PROBLEM STATEMENT
Leave the pictures out, and retype all of the material exactly as written.
## BEGIN
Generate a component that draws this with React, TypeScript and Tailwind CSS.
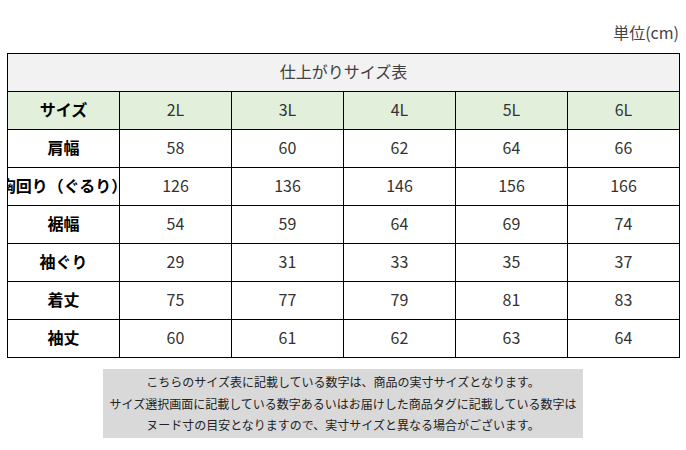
import React from 'react';

const sizes = ['2L', '3L', '4L', '5L', '6L'];

const rows: { label: string; values: number[] }[] = [
  { label: '肩幅', values: [58, 60, 62, 64, 66] },
  { label: '胸回り（ぐるり）', values: [126, 136, 146, 156, 166] },
  { label: '裾幅', values: [54, 59, 64, 69, 74] },
  { label: '袖ぐり', values: [29, 31, 33, 35, 37] },
  { label: '着丈', values: [75, 77, 79, 81, 83] },
  { label: '袖丈', values: [60, 61, 62, 63, 64] },
];

const font = { fontFamily: '"Noto Sans CJK JP", "Noto Sans", sans-serif' };

const App = () => {
  return (
    <div className="w-[686px] h-[450px] bg-white text-[#333]" style={font}>
      <div className="flex justify-end pr-[7px] pt-[22px] h-[53px]">
        <span className="text-[16px] leading-5 text-[#444]">単位(cm)</span>
      </div>

      <div className="pl-[7px]">
        <table className="border-collapse table-fixed w-[673px]">
          <tbody>
            <tr>
              <td colSpan={6} className="h-[38px] bg-[#f2f2f2] border border-black text-center text-[16px] text-[#404040] p-0 pb-[3px]">
                仕上がりサイズ表
              </td>
            </tr>
            <tr className="bg-[#e2efda]">
              <td className="w-[112px] h-[38px] border border-black text-center font-bold text-[16px] text-black p-0 pb-[3px]">
                サイズ
              </td>
              {sizes.map((s) => (
                <td key={s} className="w-[112px] h-[38px] border border-black text-center text-[16px] p-0 pb-[3px]">
                  {s}
                </td>
              ))}
            </tr>
            {rows.map((r) => (
              <tr key={r.label}>
                <td className="w-[112px] h-[38px] border border-black p-0 pb-[3px]">
                  <div className="flex justify-center overflow-hidden whitespace-nowrap font-bold text-[16px] text-black">
                    {r.label}
                  </div>
                </td>
                {r.values.map((v, i) => (
                  <td key={i} className="h-[38px] border border-black text-center text-[16px] p-0 pb-[3px]">
                    {v}
                  </td>
                ))}
              </tr>
            ))}
          </tbody>
        </table>
      </div>

      <div className="mt-[11px] ml-[103px] w-[480px] h-[69px] bg-[#d9d9d9] flex flex-col items-center justify-center text-[12px] leading-[21.5px] text-[#222]">
        <p>こちらのサイズ表に記載している数字は、商品の実寸サイズとなります。</p>
        <p>サイズ選択画面に記載している数字あるいはお届けした商品タグに記載している数字は</p>
        <p>ヌード寸の目安となりますので、実寸サイズと異なる場合がございます。</p>
      </div>
    </div>
  );
};

export default App;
## END
RESPONSE TO THE TASK
Generate a component that draws this with React, TypeScript and Tailwind CSS.
import React from 'react';

const sizes = ['2L', '3L', '4L', '5L', '6L'];

const rows: { label: string; values: number[] }[] = [
  { label: '肩幅', values: [58, 60, 62, 64, 66] },
  { label: '胸回り（ぐるり）', values: [126, 136, 146, 156, 166] },
  { label: '裾幅', values: [54, 59, 64, 69, 74] },
  { label: '袖ぐり', values: [29, 31, 33, 35, 37] },
  { label: '着丈', values: [75, 77, 79, 81, 83] },
  { label: '袖丈', values: [60, 61, 62, 63, 64] },
];

const font = { fontFamily: '"Noto Sans CJK JP", "Noto Sans", sans-serif' };

const App = () => {
  return (
    <div className="w-[686px] h-[450px] bg-white text-[#333]" style={font}>
      <div className="flex justify-end pr-[7px] pt-[22px] h-[53px]">
        <span className="text-[16px] leading-5 text-[#444]">単位(cm)</span>
      </div>

      <div className="pl-[7px]">
        <table className="border-collapse table-fixed w-[673px]">
          <tbody>
            <tr>
              <td colSpan={6} className="h-[38px] bg-[#f2f2f2] border border-black text-center text-[16px] text-[#404040] p-0 pb-[3px]">
                仕上がりサイズ表
              </td>
            </tr>
            <tr className="bg-[#e2efda]">
              <td className="w-[112px] h-[38px] border border-black text-center font-bold text-[16px] text-black p-0 pb-[3px]">
                サイズ
              </td>
              {sizes.map((s) => (
                <td key={s} className="w-[112px] h-[38px] border border-black text-center text-[16px] p-0 pb-[3px]">
                  {s}
                </td>
              ))}
            </tr>
            {rows.map((r) => (
              <tr key={r.label}>
                <td className="w-[112px] h-[38px] border border-black p-0 pb-[3px]">
                  <div className="flex justify-center overflow-hidden whitespace-nowrap font-bold text-[16px] text-black">
                    {r.label}
                  </div>
                </td>
                {r.values.map((v, i) => (
                  <td key={i} className="h-[38px] border border-black text-center text-[16px] p-0 pb-[3px]">
                    {v}
                  </td>
                ))}
              </tr>
            ))}
          </tbody>
        </table>
      </div>

      <div className="mt-[11px] ml-[103px] w-[480px] h-[69px] bg-[#d9d9d9] flex flex-col items-center justify-center text-[12px] leading-[21.5px] text-[#222]">
        <p>こちらのサイズ表に記載している数字は、商品の実寸サイズとなります。</p>
        <p>サイズ選択画面に記載している数字あるいはお届けした商品タグに記載している数字は</p>
        <p>ヌード寸の目安となりますので、実寸サイズと異なる場合がございます。</p>
      </div>
    </div>
  );
};

export default App;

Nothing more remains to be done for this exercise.